Por: Hernán Antonio Bermúdez

“Las aristas imperfectas nos recuerdan/ el ardor de las heridas”. (P. 17).
“El secreto del poeta es una maestría técnica sobre las palabras”.
Robert Graves

Uno de los poemas de Una canción lejana, nuevo libro de Samuel Trigueros, lleva por título “Adiós a todo eso”, que es como Robert Graves tituló su autobiografía precoz: “Goodbye to All That”. Se trata de uno de los autorretratos más desinhibidos de la literatura inglesa del siglo XX (además de singular testimonio sobre la Primera Guerra Mundial.

Hace bien Trigueros en invocar a Graves, pues ambos son poetas iconoclastas de agudo ingenio que rechazan por igual la muerte en vida de una existencia provinciana y estrecha, y son a la vez escépticos frente al status quo.

En Una canción lejana las percepciones críticas del autor desembocan en una especie de furia imaginativa, semejante a la desplegada en Exhumaciones (2014), su poemario anterior, aunque ahora esa expresividad adquiere una dicción poética más depurada.

Aquí los poemas suelen poseer una textura verbal que se transmuta en el inventario de un paisaje del todo visible:

Para quienes la ven en la distancia/ la colina es solo una silueta/ recortada en lo dorado o la negrura,/ un producto de las eras geológicas/ o de la vida imaginada. (P. 26).

El ardor de las heridas

Trigueros ve el mundo, como no podía ser de otra manera, a través de sus propios términos creativos y sabe que, como dice Paul Celan, “la realidad no está simplemente allí, hay que ir tras ella y atraparla”.

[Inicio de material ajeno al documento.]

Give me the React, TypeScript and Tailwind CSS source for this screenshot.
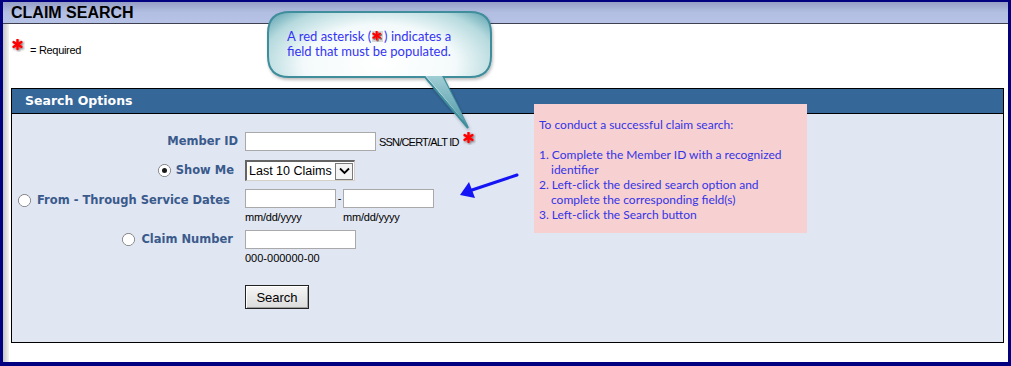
import React from "react";

const arial = { fontFamily: '"Liberation Sans", Arial, sans-serif' };
const verdana = { fontFamily: '"DejaVu Sans", Verdana, sans-serif' };
const calibri = { fontFamily: 'Lato, "Open Sans", sans-serif' };

function Radio({ checked = false }: { checked?: boolean }) {
  return (
    <span className="relative inline-flex w-[13px] h-[13px] shrink-0 rounded-full border border-[#7a7a7a] bg-gradient-to-br from-[#dcdcdc] to-white items-center justify-center">
      <span className="w-[11px] h-[11px] rounded-full bg-white flex items-center justify-center">
        {checked && <span className="w-[5px] h-[5px] rounded-full bg-[#1a1a1a]" />}
      </span>
    </span>
  );
}

function Star({ size = 11 }: { size?: number }) {
  return (
    <svg width={size + 2} height={size + 2} viewBox="0 0 13 13" className="shrink-0">
      <defs>
        <filter id="starsh" x="-30%" y="-30%" width="170%" height="170%">
          <feDropShadow dx="1.2" dy="1.2" stdDeviation="0.9" floodColor="#555" floodOpacity="0.8" />
        </filter>
      </defs>
      <g stroke="#ff0000" strokeWidth="2.6" strokeLinecap="round" filter="url(#starsh)">
        <line x1="5.5" y1="1" x2="5.5" y2="10" />
        <line x1="1.6" y1="3.2" x2="9.4" y2="7.8" />
        <line x1="1.6" y1="7.8" x2="9.4" y2="3.2" />
      </g>
    </svg>
  );
}

function TextInput({ w }: { w: string }) {
  return <div className={`${w} h-[19px] bg-white border border-[#a9a9a9]`} />;
}

export default function App() {
  const label = "text-[11.5px] font-bold text-[#3a5a8c] leading-none whitespace-nowrap";
  return (
    <div className="relative w-[1011px] h-[366px] bg-white overflow-hidden border-t-2 border-l-[3px] border-r-[3px] border-b-4 border-[#000080] flex flex-col">
      {/* title bar */}
      <div className="h-[22px] shrink-0 border-b border-[#3f4050] bg-gradient-to-b from-[#969ec6] via-[#b2bfe2] to-[#b6c3e6] flex items-center pl-[8px]">
        <span className="text-[16px] font-bold text-black leading-none" style={arial}>
          CLAIM SEARCH
        </span>
      </div>

      <div className="flex flex-1">
        {/* left shade strip */}
        <div className="w-[6px] shrink-0 bg-gradient-to-r from-[#c4c4c4] to-[#f2f2f2]" />

        <div className="flex-1 flex flex-col">
          <div className="h-[64px] flex items-start pt-[15px] pl-[3px] gap-[5px]">
            <Star size={11} />
            <span className="text-[11px] text-black leading-none mt-[6px] tracking-[-0.3px]" style={arial}>
              = Required
            </span>
          </div>

          {/* Search options panel */}
          <div className="ml-[2px] mr-[4px] border border-black bg-[#e0e6f2] flex flex-col">
            <div className="h-[25px] bg-[#356799] border-b border-black flex items-center pl-[13px]">
              <span className="text-[12.5px] font-bold text-white leading-none" style={verdana}>
                Search Options
              </span>
            </div>

            <div className="flex flex-col pt-[18px] pb-[33px]">
              {/* Member ID */}
              <div className="flex items-center h-[19px]">
                <div className="w-[226px] flex justify-end" style={verdana}>
                  <span className={label}>Member ID</span>
                </div>
                <div className="ml-[7px] flex items-center">
                  <TextInput w="w-[131px]" />
                  <span className="ml-[3px] mt-[2px] text-[11px] text-black leading-none tracking-[-0.8px]" style={arial}>
                    SSN/CERT/ALT ID
                  </span>
                  <span className="ml-[4px] -mt-[6px]">
                    <Star size={11} />
                  </span>
                </div>
              </div>

              {/* Show Me */}
              <div className="flex items-center h-[21px] mt-[9px]">
                <div className="w-[226px] flex justify-end items-center gap-[5px] pr-[4px]" style={verdana}>
                  <Radio checked />
                  <span className={label}>Show Me</span>
                </div>
                <div className="ml-[7px] w-[110px] h-[21px] border-t-2 border-l-2 border-[#646464] border-b border-r border-b-[#d4d0c8] border-r-[#d4d0c8] bg-white flex items-center overflow-hidden">
                  <span className="flex-1 pl-[2px] text-[12.5px] text-black leading-none whitespace-nowrap overflow-hidden" style={arial}>
                    Last 10 Claims
                  </span>
                  <span className="w-[18px] h-[17px] mr-[1px] shrink-0 bg-[#f4f4f4] border border-[#7a7a7a] flex items-center justify-center">
                    <svg width="11" height="8" viewBox="0 0 11 8">
                      <path d="M1 1.5 L5.5 6 L10 1.5" fill="none" stroke="#000" strokeWidth="1.8" />
                    </svg>
                  </span>
                </div>
              </div>

              {/* From - Through */}
              <div className="flex items-start mt-[8px]">
                <div className="w-[226px] flex items-center gap-[6px] pl-[6px] h-[19px] mt-[2px]" style={verdana}>
                  <Radio />
                  <span className={label}>From - Through Service Dates</span>
                </div>
                <div className="ml-[7px] flex flex-col">
                  <div className="flex items-center">
                    <TextInput w="w-[91px]" />
                    <span className="w-[7px] text-[11px] text-black leading-none text-center" style={arial}>
                      -
                    </span>
                    <TextInput w="w-[91px]" />
                  </div>
                  <div className="flex mt-[3px]">
                    <span className="w-[98px] text-[11px] text-black leading-[12px] tracking-[-0.2px]" style={arial}>
                      mm/dd/yyyy
                    </span>
                    <span className="text-[11px] text-black leading-[12px] tracking-[-0.2px]" style={arial}>
                      mm/dd/yyyy
                    </span>
                  </div>
                </div>
              </div>

              {/* Claim Number */}
              <div className="flex items-start mt-[7px]">
                <div className="w-[226px] flex justify-end items-center gap-[6px] h-[19px] pr-[5px]" style={verdana}>
                  <Radio />
                  <span className={label}>Claim Number</span>
                </div>
                <div className="ml-[7px] flex flex-col">
                  <TextInput w="w-[111px]" />
                  <span className="mt-[3px] text-[11px] text-black leading-[12px]" style={arial}>
                    000-000000-00
                  </span>
                </div>
              </div>

              {/* Search button */}
              <div className="flex mt-[21px]">
                <div className="w-[226px]" />
                <div className="ml-[7px] w-[64px] h-[24px] border border-[#222] bg-gradient-to-b from-[#f6f6f6] to-[#dcdcdc] shadow-[inset_1px_1px_0_#fff,inset_-1px_-1px_0_#a0a0a0] flex items-center justify-center">
                  <span className="text-[13px] text-black leading-none" style={arial}>
                    Search
                  </span>
                </div>
              </div>
            </div>
          </div>
        </div>
      </div>

      {/* Callout bubble */}
      <svg className="absolute left-[-3px] top-[-2px] pointer-events-none" width="1011" height="366">
        <defs>
          <radialGradient id="bub" cx="50%" cy="45%" r="62%">
            <stop offset="0" stopColor="#ffffff" />
            <stop offset="0.55" stopColor="#f4fafb" />
            <stop offset="0.85" stopColor="#b6dade" />
            <stop offset="1" stopColor="#75b1bd" />
          </radialGradient>
          <linearGradient id="tail" x1="0" y1="0" x2="0" y2="1">
            <stop offset="0" stopColor="#9fcdd4" />
            <stop offset="1" stopColor="#4e97a6" />
          </linearGradient>
          <filter id="sh" x="-10%" y="-10%" width="130%" height="140%">
            <feDropShadow dx="1" dy="2" stdDeviation="1.5" floodColor="#000" floodOpacity="0.25" />
          </filter>
        </defs>
        <path
          d="M290 12 H470 Q491 12 491 33 V56 Q491 77 470 77 H443 L468 128 L425 77 H289 Q268 77 268 56 V33 Q268 12 290 12 Z"
          fill="url(#bub)"
          stroke="#3f8e9c"
          strokeWidth="2"
          filter="url(#sh)"
        />
        <path d="M426 76 L468 126 L442 76 Z" fill="url(#tail)" />
        {/* blue arrow */}
        <line x1="517" y1="175" x2="472" y2="190" stroke="#1414f5" strokeWidth="3" strokeLinecap="round" />
        <polygon points="460,195 469,182 475,198" fill="#1414f5" />
      </svg>
      <div
        className="absolute left-[284px] top-[27px] text-[13px] leading-[15px] text-[#3434f4] w-[200px]"
        style={calibri}
      >
        <div className="flex items-center whitespace-nowrap">
          A red asterisk (
          <span className="inline-flex bg-[#d6d6d6] mx-[1px]">
            <Star size={9} />
          </span>
          ) indicates a
        </div>
        <div>field that must be populated.</div>
      </div>

      {/* instructions note */}
      <div
        className="absolute left-[531px] top-[102px] w-[273px] h-[129px] bg-[#f7d0d1] pt-[13px] pl-[5px] text-[12px] leading-[15px] text-[#3434e6]"
        style={calibri}
      >
        <div>To conduct a successful claim search:</div>
        <div className="h-[15px]" />
        <div>1. Complete the Member ID with a recognized</div>
        <div className="pl-[12px]">identifier</div>
        <div>2. Left-click the desired search option and</div>
        <div className="pl-[12px]">complete the corresponding field(s)</div>
        <div>3. Left-click the Search button</div>
      </div>
    </div>
  );
}
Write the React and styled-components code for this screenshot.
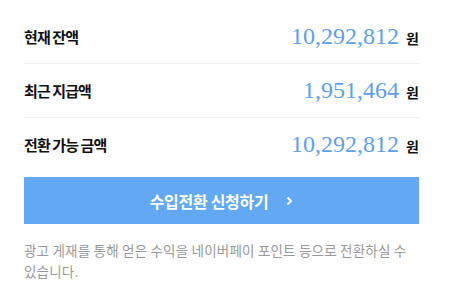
import React from "react";
import styled, { createGlobalStyle } from "styled-components";

const GlobalStyle = createGlobalStyle`
  html, body {
    margin: 0;
    padding: 0;
    background: #fff;
  }
  body {
    font-family: "Noto Sans CJK KR", "Noto Sans", sans-serif;
  }
`;

const Panel = styled.div`
  width: 395px;
  margin-left: 24px;
  padding-top: 10px;
`;

const Row = styled.div`
  display: flex;
  align-items: center;
  justify-content: space-between;
  height: 53px;
  border-bottom: ${(p) => (p.$last ? "none" : "1px solid #f0f0f0")};
`;

const Label = styled.span`
  font-size: 15px;
  font-weight: 700;
  color: #111;
  letter-spacing: -0.9px;
`;

const Amount = styled.div`
  display: flex;
  align-items: baseline;
  gap: 7px;
`;

const Number = styled.span`
  font-family: "Liberation Serif", "Times New Roman", serif;
  font-size: 24px;
  color: #5fa0e6;
`;

const Unit = styled.span`
  font-size: 14px;
  font-weight: 700;
  color: #111;
`;

const Button = styled.button`
  display: flex;
  align-items: center;
  justify-content: center;
  gap: 18px;
  width: 100%;
  height: 47px;
  margin-top: 6px;
  border: 0;
  background: #63a8f2;
  color: #fff;
  font-family: inherit;
  font-size: 16px;
  font-weight: 700;
  letter-spacing: -0.3px;
  cursor: pointer;
`;

const Note = styled.p`
  margin: 16px 0 0;
  font-size: 13.5px;
  line-height: 21px;
  color: #999;
  letter-spacing: 0.2px;
  word-break: keep-all;
`;

const rows = [
  { label: "현재 잔액", value: "10,292,812" },
  { label: "최근 지급액", value: "1,951,464" },
  { label: "전환 가능 금액", value: "10,292,812" },
];

const Chevron = () => (
  <svg width="7" height="10" viewBox="0 0 7 10">
    <path d="M1.5 1.5 L5 5 L1.5 8.5" fill="none" stroke="#fff" strokeWidth="2" />
  </svg>
);

const App = () => {
  return (
    <>
      <GlobalStyle />
      <Panel>
        {rows.map((r, i) => (
          <Row key={r.label} $last={i === rows.length - 1}>
            <Label>{r.label}</Label>
            <Amount>
              <Number>{r.value}</Number>
              <Unit>원</Unit>
            </Amount>
          </Row>
        ))}
        <Button>
          수입전환 신청하기
          <Chevron />
        </Button>
        <Note>
          광고 게재를 통해 얻은 수익을 네이버페이 포인트 등으로 전환하실 수
          있습니다.
        </Note>
      </Panel>
    </>
  );
};

export default App;
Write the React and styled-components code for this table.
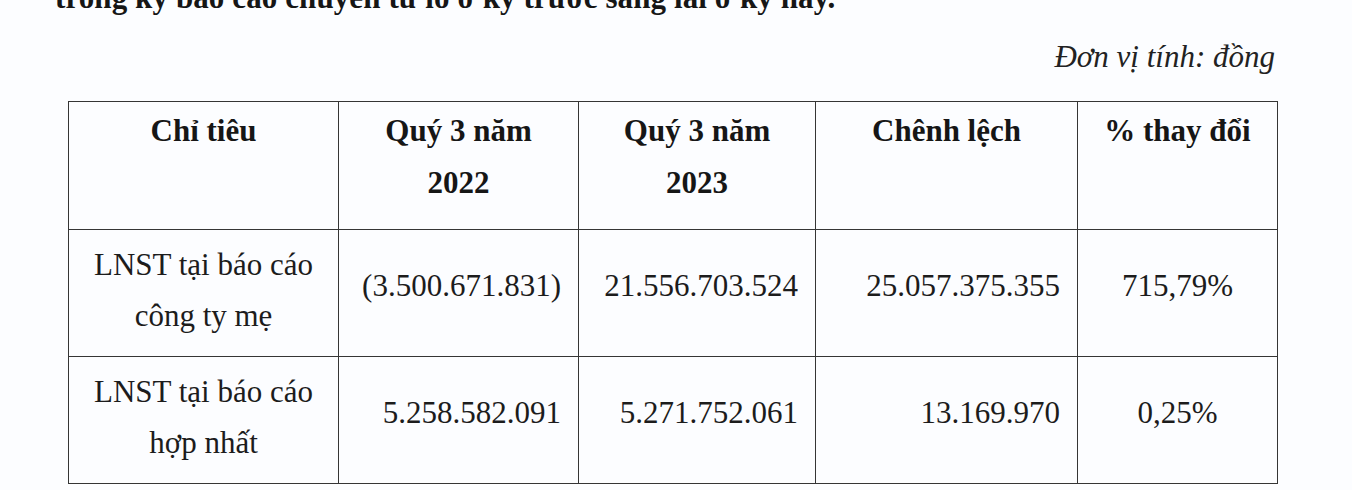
import React from 'react';
import styled, { createGlobalStyle } from 'styled-components';

const GlobalStyle = createGlobalStyle`
  html, body {
    margin: 0;
    padding: 0;
    background: #fcfdff;
  }
  body {
    font-family: "Liberation Serif", "Times New Roman", serif;
    color: #1c1c1c;
    overflow: hidden;
  }
`;

const Page = styled.div`
  width: 1352px;
  height: 490px;
  display: flex;
  flex-direction: column;
  background: #fcfdff;
`;

const Intro = styled.p`
  margin: -20px 0 0 55px;
  font-size: 31px;
  font-weight: bold;
  line-height: 36px;
  letter-spacing: 0.1px;
  color: #161616;
  white-space: nowrap;
`;

const Unit = styled.div`
  margin-top: 23px;
  padding-right: 77px;
  text-align: right;
  font-size: 31px;
  font-style: italic;
  line-height: 36px;
  color: #222;
`;

const Table = styled.table`
  margin: 26px 0 0 68px;
  width: 1209px;
  border-collapse: collapse;
  table-layout: fixed;
  font-size: 31px;
`;

const Row = styled.tr`
  height: ${(p) => p.$height}px;
`;

const HeadCell = styled.th`
  border: 1.5px solid #353535;
  vertical-align: top;
  text-align: center;
  padding: 3px 8px 0;
  font-weight: bold;
  line-height: 52px;
  color: #161616;
`;

const LabelCell = styled.td`
  border: 1.5px solid #353535;
  vertical-align: top;
  text-align: center;
  padding: 9px 8px 0;
  line-height: 51px;
`;

const ValueCell = styled.td`
  border: 1.5px solid #353535;
  vertical-align: middle;
  text-align: ${(p) => (p.$center ? 'center' : 'right')};
  padding: 0 ${(p) => (p.$center ? 8 : 17)}px 14px 8px;
  line-height: 52px;
  white-space: nowrap;
`;

const columns = [270, 240, 237, 262, 200];

const headers = [
  ['Chỉ tiêu'],
  ['Quý 3 năm', '2022'],
  ['Quý 3 năm', '2023'],
  ['Chênh lệch'],
  ['% thay đổi'],
];

const rows = [
  {
    label: ['LNST tại báo cáo', 'công ty mẹ'],
    values: ['(3.500.671.831)', '21.556.703.524', '25.057.375.355', '715,79%'],
  },
  {
    label: ['LNST tại báo cáo', 'hợp nhất'],
    values: ['5.258.582.091', '5.271.752.061', '13.169.970', '0,25%'],
  },
];

const Lines = ({ lines }) =>
  lines.map((line, i) => (
    <React.Fragment key={i}>
      {i > 0 && <br />}
      {line}
    </React.Fragment>
  ));

export default function App() {
  return (
    <Page>
      <GlobalStyle />
      <Intro>trong kỳ báo cáo chuyển từ lỗ ở kỳ trước sang lãi ở kỳ này.</Intro>
      <Unit>Đơn vị tính: đồng</Unit>
      <Table>
        <colgroup>
          {columns.map((w, i) => (
            <col key={i} style={{ width: w }} />
          ))}
        </colgroup>
        <thead>
          <Row $height={128}>
            {headers.map((h, i) => (
              <HeadCell key={i}>
                <Lines lines={h} />
              </HeadCell>
            ))}
          </Row>
        </thead>
        <tbody>
          {rows.map((r, i) => (
            <Row key={i} $height={127}>
              <LabelCell>
                <Lines lines={r.label} />
              </LabelCell>
              {r.values.map((v, j) => (
                <ValueCell key={j} $center={j === 3}>
                  {v}
                </ValueCell>
              ))}
            </Row>
          ))}
        </tbody>
      </Table>
    </Page>
  );
}
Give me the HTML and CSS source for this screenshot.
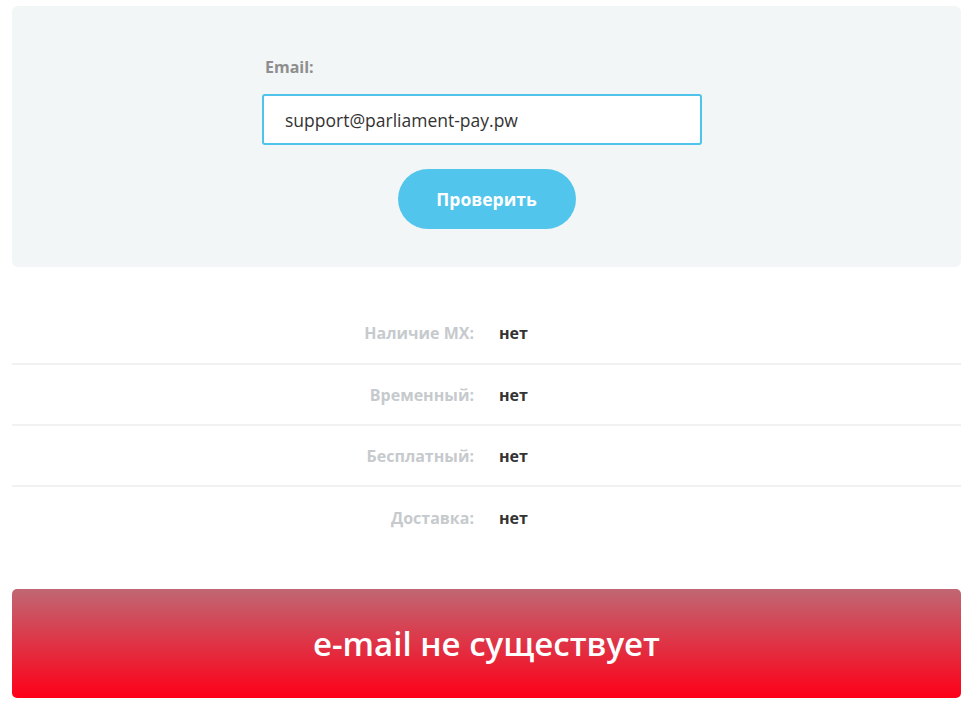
FILE: index.html
```html
<!DOCTYPE html>
<html lang="ru">
  <head>
    <meta charset="utf-8">
    <title>Проверка e-mail</title>
    <link rel="stylesheet" href="styles.css">
  </head>
  <body>
    <div id="wrapper">

      <form class="check-box">
        <div class="field">
          <label class="field-label" for="email">Email:</label>
          <input id="email" class="field-input" value="support@parliament-pay.pw">
        </div>
        <button class="bCheck" type="button">Проверить</button>
      </form>

      <div id="results">
        <div class="row"><span class="key">Наличие MX:</span><span class="val">нет</span></div>
        <div class="row"><span class="key">Временный:</span><span class="val">нет</span></div>
        <div class="row"><span class="key">Бесплатный:</span><span class="val">нет</span></div>
        <div class="row"><span class="key">Доставка:</span><span class="val">нет</span></div>
      </div>

      <div class="verdict">e-mail не существует</div>

    </div>
  </body>
</html>
```

FILE: styles.css
```css
body         {  margin: 6px 13px 0 12px;  background: #fff;  font-family: "Open Sans", "DejaVu Sans", sans-serif;  }
.check-box   {  background: #f3f6f7;  border-radius: 6px;  height: 261px;  box-sizing: border-box;  padding-top: 51px;  display: flex;  flex-direction: column;  }
.field       {  width: 440px;  margin-left: 250px;  display: flex;  flex-direction: column;  }
.field-label {  font-size: 16px;  font-weight: 700;  color: #8e8e8e;  padding-left: 3px;  line-height: 20px;  margin-bottom: 17px;  }
.field-input {  height: 51px;  box-sizing: border-box;  border: 2px solid #4fc3ea;  border-radius: 3px;  padding: 0 21px;  font-family: inherit;  font-size: 17.5px;  color: #333;  background: #fff;  outline: none;  }
.bCheck      {  align-self: center;  margin-top: 24px;  width: 178px;  height: 60px;  border: 0;  border-radius: 30px;  background: #52c5ec;  color: #fff;  font-family: inherit;  font-size: 17.5px;  font-weight: 700;  }
#results     {  margin-top: 36px;  }
.row         {  display: grid;  grid-template-columns: 1fr 1fr;  column-gap: 25px;  height: 61px;  align-items: center;  border-bottom: 2px solid #f1f1f1;  box-sizing: border-box;  font-size: 16px;  font-weight: 700;  }
.row:first-child {  height: 62px;  }
.row:last-child {  border-bottom: 0;  }
.key         {  text-align: right;  color: #c6cacd;  }
.val         {  color: #333;  }
.verdict     {  margin-top: 41px;  height: 109px;  border-radius: 5px;  background: linear-gradient(#c06773, #fe0018);  color: #fff;  font-size: 33px;  font-weight: 600;  display: flex;  align-items: center;  justify-content: center;  }
```
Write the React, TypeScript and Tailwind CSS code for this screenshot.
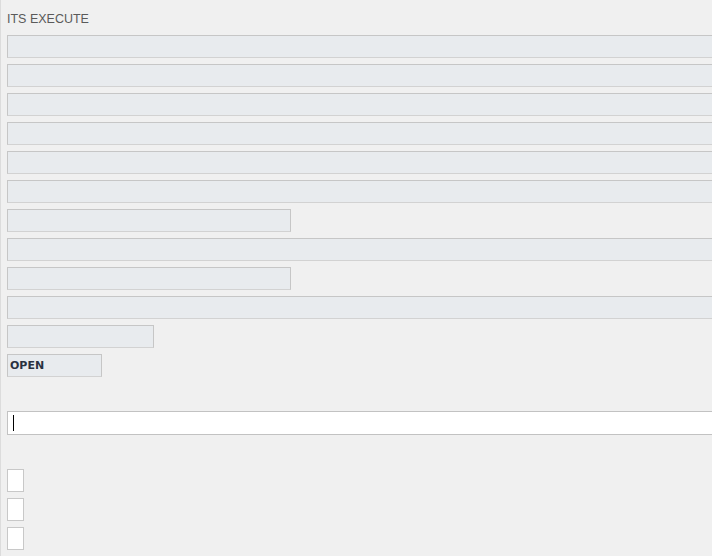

La intensidad lírica de la poesía se puede medir por la destreza con que logra aproximar entre sí fenómenos escindidos o bien distinguir al interior de aquello que parecía compacto e indescifrable:

En el principio estaba nuestro fin./ La inexistencia florece junto a la nostalgia/ como una mala hierba/ de ambos mundos. (P. 27).

Así, en Una canción lejana el pasado permanece vivo y las cicatrices de la memoria convergen o cohabitan alrededor de esa inevitable colina, diríase dotada de fuerza magnética (como en la Antología de Spoon River): La colina es enorme y nos aplasta./ Como una amante tirana nos abraza. (P. 32).

Al final se encuentra la colina,/ iluminada por los fuegos fatuos. (P. 38).

En el libro resuenan los matices, las analogías múltiples, las ambigüedades y una fertilización orgánica de vocablos y construcciones verbales. Pero junto a la frescura que provee el poeta con el lenguaje, en el que resplandece la invención verbal y la expresión imaginativa, con poemas tan admirables como “Apóstoles”, “Réquiem” y “Ramo”, está el obsesivo peso de la muerte y sus efluvios.

Ello hace que el poemario se pueble de “escarabajos”, “larvas”, el bullir de los gusanos (P. 26), el zumbido de los moscardones (P. 35), de “gases intestinos”, de líquidos y gases catabolizados (P. 46), hasta llegar a la presencia ominosa de las ratas que roerán las cuerdas de mis arcos. (P. 63).

El poeta no cesa de señalar la evidencia exasperada de que toda pasión,/ todo vano deseo,/ todo afán sin consecuencia,/ se disuelve en el paisaje. (P. 20).

En definitiva, Samuel Trigueros acierta con la precisión en la escogencia del léxico y en la estructura equilibrada de los poemas, resultado de las interacciones críticas llevadas a cabo durante el proceso de creación literaria. Solo sorprenden líneas (en contravía) como “el bingo de las circunstancias”, “tachonada de pétalos que besa el viento” o “de rama en rama lanzo mis Voyager”. Pero son contadas excepciones. De manera abrumadora “la gracia prevalece”, o como se afirma al final del texto dedicado a Robert Graves: “hubo poesía”.